In thrombotic diseases, the effects of
reactive oxygen species (ROS)-mediated oxidative stress as a "perpetrator" in
thrombosis must be resolved. Accordingly, an insufficient understanding of
thrombus therapy prompted the authors to pursue a more comprehensive and efficient antithrombotic treatment strategy. A
Prussian blue (PB)-based nanodroplet system (PB-PFP@PC) is designed using PB and perfluorinated
pentane (PFP) in the core, and a targeting
peptide (CREKA,
Cys-Arg-Glu-Lys-Ala) is attached to poly(lactic-coglycolic
acid) (PLGA) as the delivery carrier shell. Upon near-infrared (NIR)

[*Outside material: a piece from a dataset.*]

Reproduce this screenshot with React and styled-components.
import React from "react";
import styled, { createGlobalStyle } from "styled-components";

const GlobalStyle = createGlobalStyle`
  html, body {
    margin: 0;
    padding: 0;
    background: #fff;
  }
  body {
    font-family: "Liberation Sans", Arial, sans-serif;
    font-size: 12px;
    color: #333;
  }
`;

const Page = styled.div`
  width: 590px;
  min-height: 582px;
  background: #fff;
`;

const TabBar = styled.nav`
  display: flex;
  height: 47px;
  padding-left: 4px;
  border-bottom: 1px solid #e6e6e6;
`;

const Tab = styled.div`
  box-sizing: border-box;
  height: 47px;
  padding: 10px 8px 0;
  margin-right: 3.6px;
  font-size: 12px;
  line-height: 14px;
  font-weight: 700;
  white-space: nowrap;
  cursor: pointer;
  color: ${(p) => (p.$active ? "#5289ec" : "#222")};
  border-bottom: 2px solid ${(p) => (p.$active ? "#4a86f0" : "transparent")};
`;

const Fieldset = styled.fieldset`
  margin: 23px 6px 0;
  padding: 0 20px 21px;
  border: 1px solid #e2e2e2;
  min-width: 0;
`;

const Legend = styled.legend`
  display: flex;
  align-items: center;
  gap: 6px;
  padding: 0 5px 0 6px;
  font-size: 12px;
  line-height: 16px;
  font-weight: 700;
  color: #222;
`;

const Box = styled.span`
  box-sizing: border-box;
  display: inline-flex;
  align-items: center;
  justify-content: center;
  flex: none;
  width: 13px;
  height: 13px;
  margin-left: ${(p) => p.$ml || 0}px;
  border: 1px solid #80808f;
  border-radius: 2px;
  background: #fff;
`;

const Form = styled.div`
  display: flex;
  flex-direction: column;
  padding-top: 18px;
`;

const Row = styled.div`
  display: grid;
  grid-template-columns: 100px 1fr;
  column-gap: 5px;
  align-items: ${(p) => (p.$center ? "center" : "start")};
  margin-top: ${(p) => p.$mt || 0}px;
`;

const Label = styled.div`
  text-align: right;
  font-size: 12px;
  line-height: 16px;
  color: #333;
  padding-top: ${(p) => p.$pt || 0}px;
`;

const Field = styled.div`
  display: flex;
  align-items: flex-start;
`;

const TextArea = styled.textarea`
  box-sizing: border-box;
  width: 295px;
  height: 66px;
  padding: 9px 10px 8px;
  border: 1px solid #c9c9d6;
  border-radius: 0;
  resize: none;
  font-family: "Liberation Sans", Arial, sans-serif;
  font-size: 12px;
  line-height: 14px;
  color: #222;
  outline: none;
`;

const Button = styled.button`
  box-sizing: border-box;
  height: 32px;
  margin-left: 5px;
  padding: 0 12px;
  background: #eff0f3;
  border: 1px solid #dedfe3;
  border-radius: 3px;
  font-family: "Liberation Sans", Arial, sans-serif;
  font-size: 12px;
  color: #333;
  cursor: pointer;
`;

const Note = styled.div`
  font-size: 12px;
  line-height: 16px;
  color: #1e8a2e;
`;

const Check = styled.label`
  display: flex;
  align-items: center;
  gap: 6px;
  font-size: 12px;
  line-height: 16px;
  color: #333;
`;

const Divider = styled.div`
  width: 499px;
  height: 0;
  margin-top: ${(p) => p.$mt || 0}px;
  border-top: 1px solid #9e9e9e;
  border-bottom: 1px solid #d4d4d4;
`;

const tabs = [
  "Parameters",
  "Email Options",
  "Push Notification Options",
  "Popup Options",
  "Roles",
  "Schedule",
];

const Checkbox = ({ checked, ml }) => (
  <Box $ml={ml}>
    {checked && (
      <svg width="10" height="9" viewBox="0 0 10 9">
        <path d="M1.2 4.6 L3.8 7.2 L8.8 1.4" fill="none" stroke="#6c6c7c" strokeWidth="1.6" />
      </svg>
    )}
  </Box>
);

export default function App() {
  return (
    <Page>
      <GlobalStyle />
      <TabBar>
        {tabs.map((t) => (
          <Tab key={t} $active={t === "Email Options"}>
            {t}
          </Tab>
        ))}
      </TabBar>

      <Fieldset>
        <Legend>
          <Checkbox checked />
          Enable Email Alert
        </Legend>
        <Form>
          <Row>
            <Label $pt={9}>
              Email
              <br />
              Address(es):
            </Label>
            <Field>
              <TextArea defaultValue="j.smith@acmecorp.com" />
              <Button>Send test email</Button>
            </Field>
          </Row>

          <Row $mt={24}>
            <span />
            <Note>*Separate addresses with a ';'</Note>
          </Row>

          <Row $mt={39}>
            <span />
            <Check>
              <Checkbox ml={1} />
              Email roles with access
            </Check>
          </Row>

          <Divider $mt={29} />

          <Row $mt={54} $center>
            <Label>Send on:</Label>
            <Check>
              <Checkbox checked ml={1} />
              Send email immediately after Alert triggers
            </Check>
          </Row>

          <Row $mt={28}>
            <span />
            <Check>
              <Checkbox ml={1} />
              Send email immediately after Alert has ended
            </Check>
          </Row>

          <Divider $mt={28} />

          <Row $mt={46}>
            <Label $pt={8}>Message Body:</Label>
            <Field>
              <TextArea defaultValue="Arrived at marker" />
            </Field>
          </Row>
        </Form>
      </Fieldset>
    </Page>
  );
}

laser irradiation, PB and PFP jointly achieve an unprecedented dual strategy for drug-free thrombolysis:
photothermal therapy (PTT) combined with optical droplet vaporization (ODV). PB, a nanoenzyme, also regulates the vascular microenvironment via its
antioxidant activity to continuously scavenge abnormally elevated ROS and correspondingly reduce inflammatory factors in the
thrombus site. This study provides a demonstration of not only the potential of ODV in
thrombus therapy but also the mechanism underlying PTT thrombolysis due to thermal ablation-induced
fibrin network structural damage. Moreover, PB catalyzes ROS to generate
oxygen (O2 ), which combines with the ODV effect, enhancing the ultrasound signal. Thus, regulation of the
thrombosis microenvironment combined with specific nonpharmaceutical thrombolysis by PB nanodroplets provides a more comprehensive and efficient antithrombotic therapeutic strategy.